Teníamos un manzano. Junto a él, cuando hacía buen tiempo, mi abuelo a veces colocaba un enorme sillón de mimbre. Se sentaba allí y miraba hacia el valle. El manzano, de medio porte, hacia de linde entre el terreno cultivado y la campa. Siempre fue un manzano extraño porque casi nunca daba manzanas y cuando, por excepción, aparecían eran pequeñas y de aspecto no muy apetecible.
Claro que aquel manzano siempre estuvo allí. Solo cuando todo cambió, muchos años después, cuando aquel terreno se convirtió en edificable, el manzano tuvo que hacerse a un lado. Sin embargo, mi infancia transcurre junto a la de aquel manzano. No sé por qué, entre las escasas fotografías que hicimos de niños, el árbol protagonizó unas cuantas. Lo cierto es que era una referencia.
A diferencia de otros árboles, estaba plantado en la mitad del terreno. Sí, patatas, alubias o incluso maíz a un lado y al otro la hierba; pero su lugar no era lógico. ¿Quién lo plantó y desde cuándo estaba allí? No lo sé. Siempre estuvo, es lo único que soy capaz de decir. Bueno, eso y que no daba manzanas. Así que siempre pensé que aquel árbol escondía algo. Mi abuelo no habría tenido piedad de semejante inutilidad de no ser así.
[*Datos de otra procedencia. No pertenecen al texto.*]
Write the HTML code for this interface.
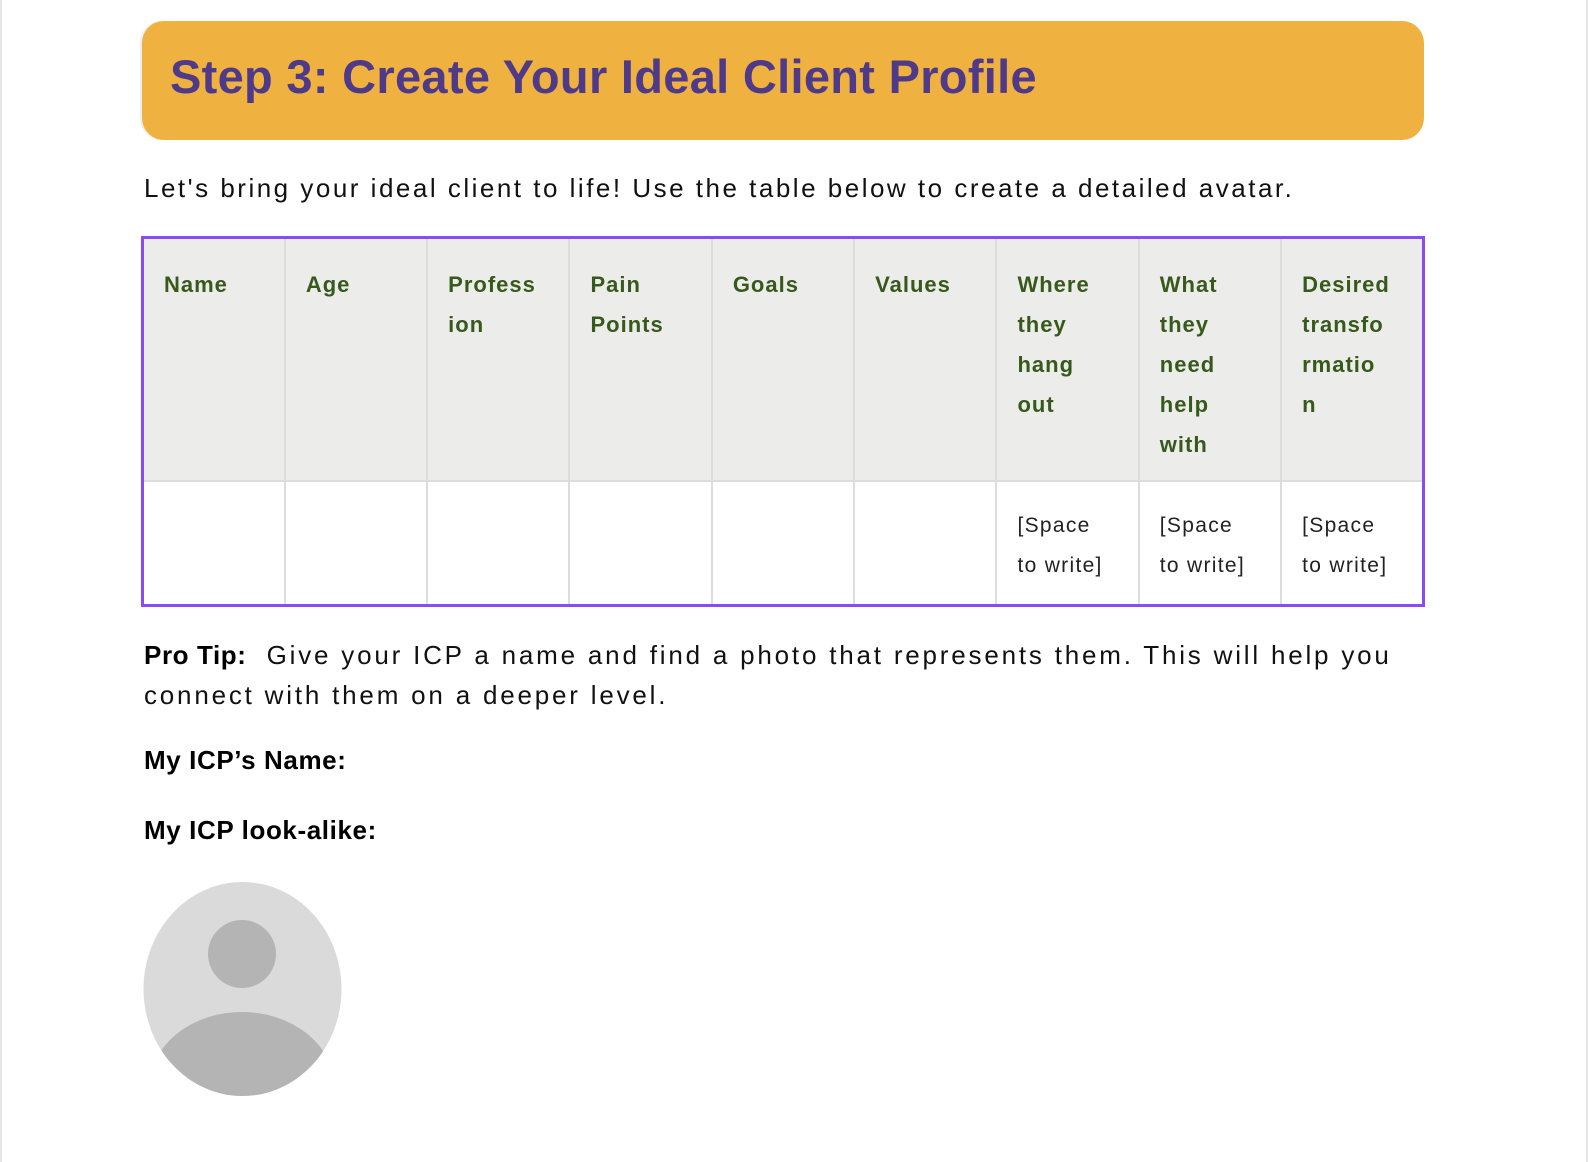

Porque no soy capaz de recordarme comiendo manzanas. Pero, como digo, allí mantuvo el tipo. Formaba parte, desde luego, del paisaje cotidiano. Sirvió, eso sí, para que practicara mis escasas dotes para la escalada o para descubrir a algún pajarillo que le cogía gusto y se pasaba en alguna de sus ramos un buen tiempo practicando sus dotes musicales. En fin, por alguna razón que desconozco, era un árbol que se había ganado nuestro respeto.